I honestly can’t remember where I saw that subtitle. Perhaps it was on Tom Jones’ flashy customized truck.  Maybe it was on his airplane.  But when I asked Tom where the phrase came from, he told me the whole story.

Seems that Tom was performing at an airshow with his Pitt’s special.  The airplane was a single place Pitts Special and I believe that, in addition to its big, muscular engine, it also had a big three-bladed Prop.  That prop must have weighed at least 70 or eighty pounds, which had to be figured at the forward end of its weight and balance calculations. As all pilots know, the center of gravity of every airplane must be within a relatively small area consisting of maximum distance forward and aft of the reference point or datum.  Any distance beyond that Center of Gravity and the aircraft can be difficult or impossible to control.

 Brian (L) and Tom when they performed “The Champ and the Chump airshow act.  The Pitts is the plane that Tom used to fly.  Note the 300 hp engine and the propeller.


Tom was performing his routine and perhaps it was the snap roll that did it.  Whatever it was, the sudden force on the crank shaft caused it to break and the propeller to depart from the rest of the airplane.  With the center of gravity, sans propeller, suddenly moved aft, the airplane was virtually impossible to control.  Remember, that with the prop having left the aircraft, Tom not only had a sudden aft center of gravity, but he also had no power.  It was everything he could do, with full forward stick, to keep the airplane flying as it descended at a high descent rate toward the ground.  Perhaps Tom would have been seriously injured if the plane had ended up in a pasture or a pile of rocks but looming in its path was a cluster of aircraft hangars.

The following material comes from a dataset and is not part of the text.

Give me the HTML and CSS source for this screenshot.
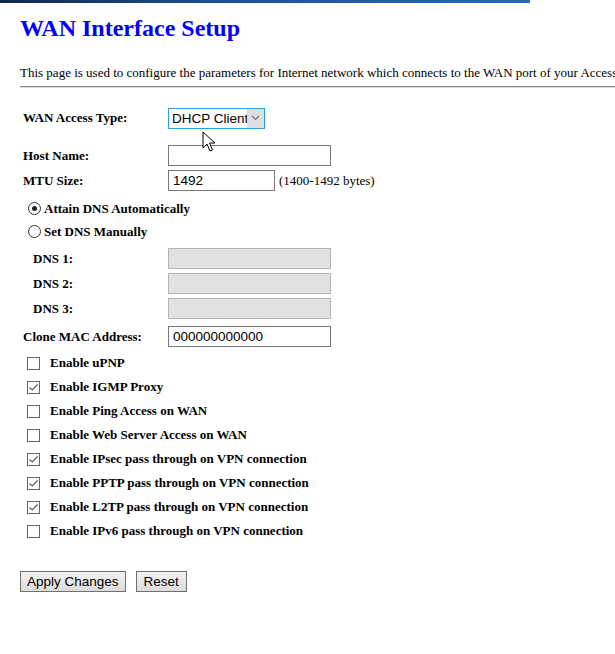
FILE: index.html
```html
<!DOCTYPE html>
<html>
<head>
<meta charset="utf-8">
<title>WAN Interface Setup</title>
<link rel="stylesheet" href="styles.css">
</head>
<body>
<div class="topbar"></div>
<div class="page">
  <h2 class="title">WAN Interface Setup</h2>
  <p class="intro">This page is used to configure the parameters for Internet network which connects to the WAN port of your Access Point.</p>
  <div class="rule"></div>

  <div class="form">
    <div class="row r-type">
      <span class="label">WAN Access Type:</span>
      <span class="select">
        <span class="select-text">DHCP Client</span>
        <span class="select-arrow"><svg width="9" height="6" viewBox="0 0 9 6"><path d="M1 1 L4.5 4.5 L8 1" fill="none" stroke="#7a7a7a" stroke-width="1.2"/></svg></span>
      </span>
    </div>
    <div class="row r-host">
      <span class="label">Host Name:</span>
      <span class="input wide"></span>
    </div>
    <div class="row r-mtu">
      <span class="label">MTU Size:</span>
      <span class="input narrow">1492</span>
      <span class="hint">(1400-1492 bytes)</span>
    </div>
    <div class="row r-radio">
      <span class="radio on"></span>
      <span class="radio-label">Attain DNS Automatically</span>
    </div>
    <div class="row r-radio">
      <span class="radio"></span>
      <span class="radio-label">Set DNS Manually</span>
    </div>
    <div class="row r-dns first">
      <span class="label indent">DNS 1:</span>
      <span class="input wide disabled"></span>
    </div>
    <div class="row r-dns">
      <span class="label indent">DNS 2:</span>
      <span class="input wide disabled"></span>
    </div>
    <div class="row r-dns">
      <span class="label indent">DNS 3:</span>
      <span class="input wide disabled"></span>
    </div>
    <div class="row r-mac">
      <span class="label">Clone MAC Address:</span>
      <span class="input wide">000000000000</span>
    </div>

    <div class="checks">
      <div class="check-row"><span class="box"></span><span class="check-label">Enable uPNP</span></div>
      <div class="check-row"><span class="box"><svg width="11" height="11" viewBox="0 0 11 11"><path d="M1.5 5.5 L4.2 8 L9.5 2.5" fill="none" stroke="#555" stroke-width="1.1"/></svg></span><span class="check-label">Enable IGMP Proxy</span></div>
      <div class="check-row"><span class="box"></span><span class="check-label">Enable Ping Access on WAN</span></div>
      <div class="check-row"><span class="box"></span><span class="check-label">Enable Web Server Access on WAN</span></div>
      <div class="check-row"><span class="box"><svg width="11" height="11" viewBox="0 0 11 11"><path d="M1.5 5.5 L4.2 8 L9.5 2.5" fill="none" stroke="#555" stroke-width="1.1"/></svg></span><span class="check-label">Enable IPsec pass through on VPN connection</span></div>
      <div class="check-row"><span class="box"><svg width="11" height="11" viewBox="0 0 11 11"><path d="M1.5 5.5 L4.2 8 L9.5 2.5" fill="none" stroke="#555" stroke-width="1.1"/></svg></span><span class="check-label">Enable PPTP pass through on VPN connection</span></div>
      <div class="check-row"><span class="box"><svg width="11" height="11" viewBox="0 0 11 11"><path d="M1.5 5.5 L4.2 8 L9.5 2.5" fill="none" stroke="#555" stroke-width="1.1"/></svg></span><span class="check-label">Enable L2TP pass through on VPN connection</span></div>
      <div class="check-row"><span class="box"></span><span class="check-label">Enable IPv6 pass through on VPN connection</span></div>
    </div>

    <div class="buttons">
      <span class="btn">Apply Changes</span>
      <span class="btn reset">Reset</span>
    </div>
  </div>
</div>
<svg class="cursor" width="14" height="22" viewBox="0 0 14 22"><path d="M1 1 L1 17 L5 13 L8 20 L10.5 19 L7.5 12 L13 12 Z" fill="#fff" stroke="#000" stroke-width="1"/></svg>
</body>
</html>
```
FILE: styles.css
```css
html, body {
  margin: 0;
  padding: 0;
  background: #fff;
  overflow: hidden;
}
body {
  width: 615px;
  height: 654px;
  position: relative;
  font-family: "Liberation Serif", "Times New Roman", serif;
  color: #000;
}
.topbar {
  width: 530px;
  height: 3px;
  background: linear-gradient(to right, #14284a, #1f4f94 40%, #2a66c0);
}
.page {
  padding-left: 20px;
}
.title {
  margin: 0;
  padding-top: 11px;
  font-size: 24px;
  line-height: 28px;
  font-weight: bold;
  color: #0000ff;
}
.intro {
  margin: 23px 0 0 0;
  font-size: 13px;
  line-height: 15px;
  white-space: nowrap;
}
.rule {
  margin-top: 6px;
  height: 1px;
  background: #8a8a8a;
  border-bottom: 1px solid #d8d8d8;
}
.form {
  padding-top: 19px;
  padding-left: 3px;
}
.row {
  display: flex;
  align-items: center;
}
.label {
  width: 145px;
  flex: none;
  font-size: 13px;
  font-weight: bold;
}
.label.indent {
  padding-left: 10px;
  width: 135px;
}
.r-type { height: 22px; margin-bottom: 14px; }
.r-host { height: 25px; }
.r-mtu { height: 25px; margin-bottom: 4px; }
.r-radio { height: 23px; padding-left: 5px; }
.r-dns { height: 25px; }
.r-dns.first { margin-top: 3px; }
.r-mac { height: 27px; margin-top: 2px; }
.select {
  display: flex;
  align-items: stretch;
  position: relative;
  height: 19px;
  width: 95px;
  border: 1px solid #2a9ee0;
  font-family: "Liberation Sans", Arial, sans-serif;
  font-size: 13.5px;
}
.select-text {
  flex: 1;
  padding-left: 3px;
  line-height: 19px;
  white-space: nowrap;
}
.select-arrow {
  position: absolute;
  right: 0;
  top: 0;
  bottom: 0;
  width: 17px;
  background: #dedede;
  display: flex;
  align-items: center;
  justify-content: center;
}
.input {
  display: block;
  box-sizing: border-box;
  height: 21px;
  border: 1px solid #7a7a7a;
  background: #fff;
  font-family: "Liberation Sans", Arial, sans-serif;
  font-size: 13.5px;
  line-height: 19px;
  padding-left: 4px;
}
.input.wide { width: 163px; }
.input.narrow { width: 107px; }
.input.disabled {
  background: #e1e1e1;
  border-color: #b5b5b5;
}
.hint {
  margin-left: 4px;
  font-size: 13px;
}
.radio {
  width: 11px;
  height: 11px;
  border: 1px solid #333;
  border-radius: 50%;
  box-sizing: content-box;
  position: relative;
  flex: none;
  margin-right: 3px;
}
.radio.on::after {
  content: "";
  position: absolute;
  left: 3px;
  top: 3px;
  width: 5px;
  height: 5px;
  border-radius: 50%;
  background: #222;
}
.radio-label {
  font-size: 13px;
  font-weight: bold;
}
.checks {
  padding-top: 1px;
}
.check-row {
  height: 24px;
  display: flex;
  align-items: center;
  padding-left: 4px;
}
.box {
  width: 11px;
  height: 11px;
  border: 1px solid #666;
  flex: none;
  display: flex;
  align-items: center;
  justify-content: center;
  margin-right: 10px;
}
.check-label {
  font-size: 13px;
  font-weight: bold;
}
.buttons {
  margin-top: 28px;
  margin-left: -3px;
  display: flex;
  gap: 10px;
}
.btn {
  box-sizing: border-box;
  height: 21px;
  padding: 0 6px;
  border: 1px solid #707070;
  background: linear-gradient(#f2f2f2, #dcdcdc);
  font-family: "Liberation Sans", Arial, sans-serif;
  font-size: 13.5px;
  line-height: 19px;
}
.btn.reset {
  padding: 0 7px;
}
.cursor {
  position: absolute;
  left: 202px;
  top: 131px;
}
```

Tom’s propless airplane smashed through the roof of one of the hangars, leaving a Pitt’s Special-shaped hole in the roof.  Several witnesses to the separation rushed to the scene of the crash. They probably paused for a moment, afraid of what they would find when they burst through the “man door” and into the hangar.  Such a crash could be impossible to survive.

The hangar was filled with dust.  It was hard to see because of the dust and dirt caused by the crash.  Sunlight streamed into the hangar through the hole in the roof and provided the only light. And out of the gloom of the wrecked hangar stumbled Tom, coughing and smacking at his flight suit to dust it off.  Relatively uninjured, the stunt pilot exclaimed, “Well, THAT was exciting! Does anyone know where my propeller went?

I don’t know where Tom’s prop went or what condition it was in when it was recovered, but I DO know where that subtitle came from. And if I ever needed a prop  slung, I knew who to see.